* BEGIN Provided data *

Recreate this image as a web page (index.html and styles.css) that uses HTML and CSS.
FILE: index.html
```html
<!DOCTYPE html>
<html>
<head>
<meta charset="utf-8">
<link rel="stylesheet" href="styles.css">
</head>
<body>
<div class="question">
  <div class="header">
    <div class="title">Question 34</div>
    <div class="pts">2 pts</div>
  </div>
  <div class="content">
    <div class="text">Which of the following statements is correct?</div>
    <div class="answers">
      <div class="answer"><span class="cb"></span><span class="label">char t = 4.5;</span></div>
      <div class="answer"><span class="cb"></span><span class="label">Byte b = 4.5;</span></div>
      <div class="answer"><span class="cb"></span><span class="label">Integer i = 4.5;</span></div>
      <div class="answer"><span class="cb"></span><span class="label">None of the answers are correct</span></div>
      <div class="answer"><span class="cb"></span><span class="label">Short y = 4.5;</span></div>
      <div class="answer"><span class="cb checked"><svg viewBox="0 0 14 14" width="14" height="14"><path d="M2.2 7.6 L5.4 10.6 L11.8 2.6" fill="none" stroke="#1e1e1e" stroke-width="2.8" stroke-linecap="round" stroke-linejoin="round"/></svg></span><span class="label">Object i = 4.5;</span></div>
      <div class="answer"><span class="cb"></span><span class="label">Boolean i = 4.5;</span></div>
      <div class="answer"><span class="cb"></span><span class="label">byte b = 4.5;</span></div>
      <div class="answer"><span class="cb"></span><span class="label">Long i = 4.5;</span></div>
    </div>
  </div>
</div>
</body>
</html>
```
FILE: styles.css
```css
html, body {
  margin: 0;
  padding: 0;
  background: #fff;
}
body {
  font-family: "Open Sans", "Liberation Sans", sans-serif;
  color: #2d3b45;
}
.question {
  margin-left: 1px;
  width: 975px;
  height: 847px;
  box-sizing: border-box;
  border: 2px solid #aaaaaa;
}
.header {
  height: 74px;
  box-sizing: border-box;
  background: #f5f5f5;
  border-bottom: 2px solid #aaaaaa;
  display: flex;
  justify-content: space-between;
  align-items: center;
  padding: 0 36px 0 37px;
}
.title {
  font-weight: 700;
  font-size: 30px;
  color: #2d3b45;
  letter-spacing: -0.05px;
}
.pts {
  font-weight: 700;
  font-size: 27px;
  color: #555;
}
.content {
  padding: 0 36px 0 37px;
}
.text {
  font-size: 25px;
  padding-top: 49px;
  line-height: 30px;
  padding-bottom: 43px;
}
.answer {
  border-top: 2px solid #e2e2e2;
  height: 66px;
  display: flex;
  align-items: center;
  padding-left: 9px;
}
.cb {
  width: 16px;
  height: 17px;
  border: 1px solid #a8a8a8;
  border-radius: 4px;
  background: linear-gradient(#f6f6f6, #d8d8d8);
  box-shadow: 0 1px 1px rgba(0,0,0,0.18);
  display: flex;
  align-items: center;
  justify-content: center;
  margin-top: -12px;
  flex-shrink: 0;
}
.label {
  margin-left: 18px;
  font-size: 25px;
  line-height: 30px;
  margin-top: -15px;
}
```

* END Provided data *
* BEGIN Provided data *

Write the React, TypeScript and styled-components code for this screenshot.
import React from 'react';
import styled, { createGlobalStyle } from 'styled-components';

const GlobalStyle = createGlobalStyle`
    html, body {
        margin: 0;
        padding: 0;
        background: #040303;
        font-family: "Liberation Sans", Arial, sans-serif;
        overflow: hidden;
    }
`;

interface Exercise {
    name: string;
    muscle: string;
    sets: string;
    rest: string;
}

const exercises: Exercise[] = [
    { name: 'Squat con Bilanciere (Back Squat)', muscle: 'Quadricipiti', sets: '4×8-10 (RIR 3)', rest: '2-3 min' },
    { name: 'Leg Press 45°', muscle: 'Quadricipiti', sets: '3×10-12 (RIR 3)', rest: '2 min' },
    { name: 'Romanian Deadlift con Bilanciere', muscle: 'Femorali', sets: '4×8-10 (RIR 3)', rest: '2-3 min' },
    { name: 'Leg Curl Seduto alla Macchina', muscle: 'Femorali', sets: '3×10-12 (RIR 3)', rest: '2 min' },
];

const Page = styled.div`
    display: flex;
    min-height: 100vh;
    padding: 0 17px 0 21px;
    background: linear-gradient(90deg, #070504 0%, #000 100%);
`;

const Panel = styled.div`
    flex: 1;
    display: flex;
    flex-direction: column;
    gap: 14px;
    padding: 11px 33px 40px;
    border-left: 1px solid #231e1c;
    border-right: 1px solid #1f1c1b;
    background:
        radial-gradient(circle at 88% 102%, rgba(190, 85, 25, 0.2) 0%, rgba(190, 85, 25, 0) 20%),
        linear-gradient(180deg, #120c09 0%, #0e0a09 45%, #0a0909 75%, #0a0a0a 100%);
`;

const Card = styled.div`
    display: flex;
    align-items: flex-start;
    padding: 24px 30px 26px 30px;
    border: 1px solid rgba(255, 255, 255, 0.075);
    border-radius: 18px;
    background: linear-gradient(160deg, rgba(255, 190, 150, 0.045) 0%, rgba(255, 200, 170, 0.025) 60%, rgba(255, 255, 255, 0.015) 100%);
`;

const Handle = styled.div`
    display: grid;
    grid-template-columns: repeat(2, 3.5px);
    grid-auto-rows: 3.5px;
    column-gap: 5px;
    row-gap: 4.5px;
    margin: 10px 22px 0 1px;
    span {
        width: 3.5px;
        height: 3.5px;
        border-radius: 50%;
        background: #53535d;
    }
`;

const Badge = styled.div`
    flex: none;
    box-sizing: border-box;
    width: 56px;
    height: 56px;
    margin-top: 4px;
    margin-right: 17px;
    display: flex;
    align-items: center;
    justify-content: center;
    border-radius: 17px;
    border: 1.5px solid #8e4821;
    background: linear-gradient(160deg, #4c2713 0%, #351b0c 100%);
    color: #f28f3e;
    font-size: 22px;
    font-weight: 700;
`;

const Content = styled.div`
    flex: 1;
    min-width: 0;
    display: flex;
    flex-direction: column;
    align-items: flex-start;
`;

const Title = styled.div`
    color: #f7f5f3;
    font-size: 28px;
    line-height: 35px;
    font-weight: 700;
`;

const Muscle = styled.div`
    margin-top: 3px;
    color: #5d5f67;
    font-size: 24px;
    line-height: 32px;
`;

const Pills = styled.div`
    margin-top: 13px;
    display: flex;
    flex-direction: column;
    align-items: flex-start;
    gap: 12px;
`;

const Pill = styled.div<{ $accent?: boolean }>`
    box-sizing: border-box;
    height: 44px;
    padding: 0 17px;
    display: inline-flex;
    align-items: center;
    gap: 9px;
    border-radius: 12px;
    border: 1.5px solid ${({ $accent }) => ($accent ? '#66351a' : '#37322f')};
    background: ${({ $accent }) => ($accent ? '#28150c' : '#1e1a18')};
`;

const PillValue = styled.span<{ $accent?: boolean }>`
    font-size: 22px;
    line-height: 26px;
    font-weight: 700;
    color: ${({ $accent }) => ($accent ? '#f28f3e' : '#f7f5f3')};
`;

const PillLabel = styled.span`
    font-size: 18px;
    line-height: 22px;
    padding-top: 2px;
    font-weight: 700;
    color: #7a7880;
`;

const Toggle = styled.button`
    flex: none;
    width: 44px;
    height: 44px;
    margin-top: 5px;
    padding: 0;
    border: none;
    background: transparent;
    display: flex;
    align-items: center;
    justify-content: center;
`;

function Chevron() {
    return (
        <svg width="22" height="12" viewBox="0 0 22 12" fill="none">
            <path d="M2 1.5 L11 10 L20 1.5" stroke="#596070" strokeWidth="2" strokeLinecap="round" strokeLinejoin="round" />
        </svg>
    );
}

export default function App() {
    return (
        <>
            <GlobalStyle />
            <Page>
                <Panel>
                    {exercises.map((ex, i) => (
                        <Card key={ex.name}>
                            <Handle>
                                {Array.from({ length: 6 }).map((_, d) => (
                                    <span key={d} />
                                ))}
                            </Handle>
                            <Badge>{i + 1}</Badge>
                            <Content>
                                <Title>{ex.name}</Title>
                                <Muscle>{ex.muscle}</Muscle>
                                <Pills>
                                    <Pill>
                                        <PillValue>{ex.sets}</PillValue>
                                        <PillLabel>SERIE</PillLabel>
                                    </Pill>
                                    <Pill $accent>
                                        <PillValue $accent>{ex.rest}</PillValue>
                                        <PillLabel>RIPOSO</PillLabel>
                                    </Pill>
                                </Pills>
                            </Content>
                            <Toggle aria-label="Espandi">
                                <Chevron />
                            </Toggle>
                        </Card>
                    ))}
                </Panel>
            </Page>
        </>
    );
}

* END Provided data *
* BEGIN Provided data *

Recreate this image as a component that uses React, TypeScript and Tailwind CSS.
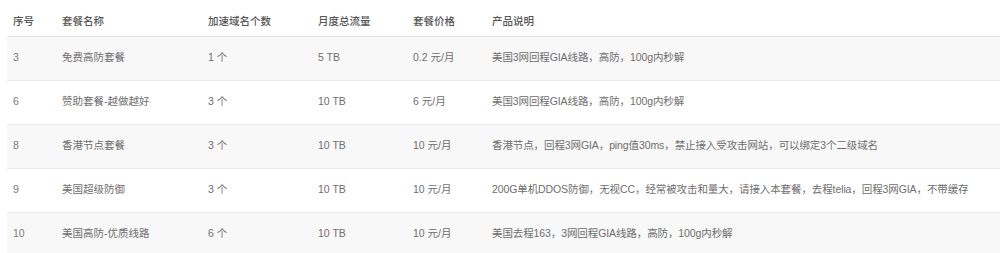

* END Provided data *

# The exercise:
Search the data above for the word "image", then gather each line in which it appears.

# Exercise answer:
Recreate this image as a web page (index.html and styles.css) that uses HTML and CSS.
Recreate this image as a component that uses React, TypeScript and Tailwind CSS.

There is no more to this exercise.